Rejection of ritualism was inextricably connected to a challenge to the power of the religious elite—Brahminical groups who were allowed by the rules of the caste order to officiate at the sacrificial ceremonies and controlled cultural power over ancient Indian society. In its historical evolution, Buddhism later developed elaborate institutions of priesthood, like the monastic orders of Bhikkhus and Sramanas whose members renounced the life of householders and preserved the institutional and doctrinal order of the Buddhist faith. The Brahminical order lacked such a disciplined and highly institutionalized ecclesiastical structure: its priestly class of officiating Brahmins represented a more diffuse and unorganized elite. Simply by questioning ritual supremacy and the “purity” of the Brahmins,
9 and allowing lower-status groups like merchants, ritualized outsiders like lower artisanal castes, and women a place in religious life and an equal place in worship, Buddhism undermined fundamental social principles on which the Vedic order rested. It is plausible to believe that this relative egalitarianism/antihierarchical ideology drew converts to Buddhist religion, and clearly, for several centuries, ancient Indian society was split by the competitive presence of the two major religious orders until the decisive decline of the Buddhist alternative at the end of the first millennium. This terminal decline raises a number of explanatory puzzles.
10
An analysis of the global situation of religious diversity in ancient India shows some interesting features of religious contestation. First of all, it is clear that, in a society marked by the dominance of a single religious faith and its attendant institutions, religious elites like the Brahmins enjoyed undivided social dominance, and usually they exercise some social-ethical superiority over the wielders of political power.

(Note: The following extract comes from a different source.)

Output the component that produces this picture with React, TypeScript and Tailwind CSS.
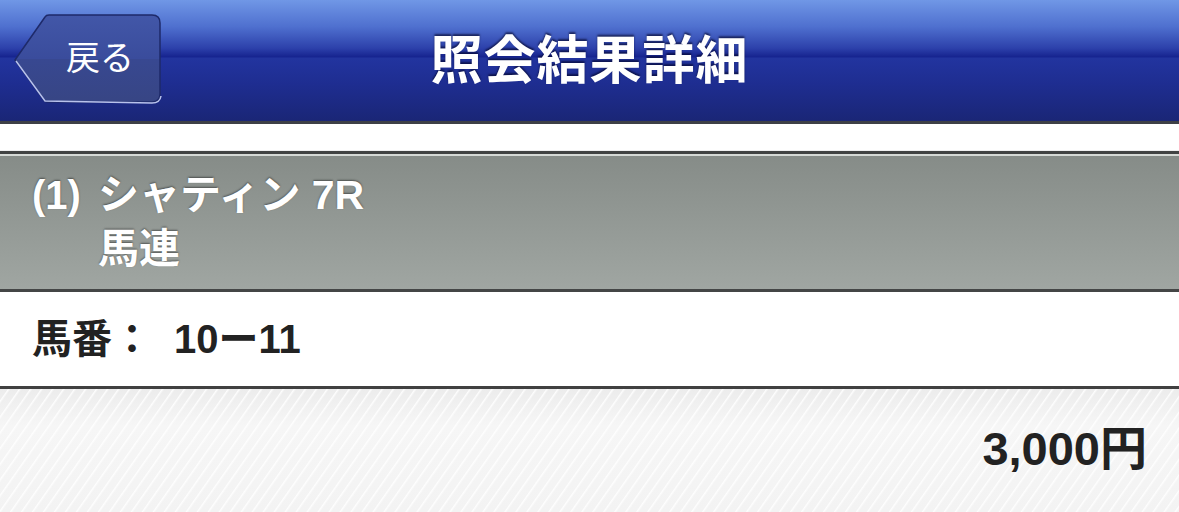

11 A schism in the dominant religion, interestingly, opens an opportunity for political elites, wielding royal power and using their obligation to provide protection for all their subjects to use this principle to turn the tables on religious elites. When a society has a plurality of religious elites, and they dispute each others’ claim to exclusive moral dominance, royal authority can emerge as a mediator and the true preserver of social order, and this reverses the relation between religious and political power. It becomes the social task of the political rulers to secure a state of affairs that keeps religious disputes within reasonable limits. Notably, this can happen only if political elites do not directly take sides in disputes between religions. Ancient Indian history shows both kinds of examples. At the time of intense conflict between Vedic and Buddhist religious systems, some political rulers participated enthusiastically in the conflict between the two religions, since it was plausible to interpret the contention as one between good and evil. Buddhists regarded the Vedic features of ritualism, Brahminical hierarchy, and animal sacrifice as ethically repugnant and morally reprehensible. Vedic supporters viewed Buddhists as people who undermined the structure of social and normative order and questioned scriptures which had superhuman authority and sanction behind them.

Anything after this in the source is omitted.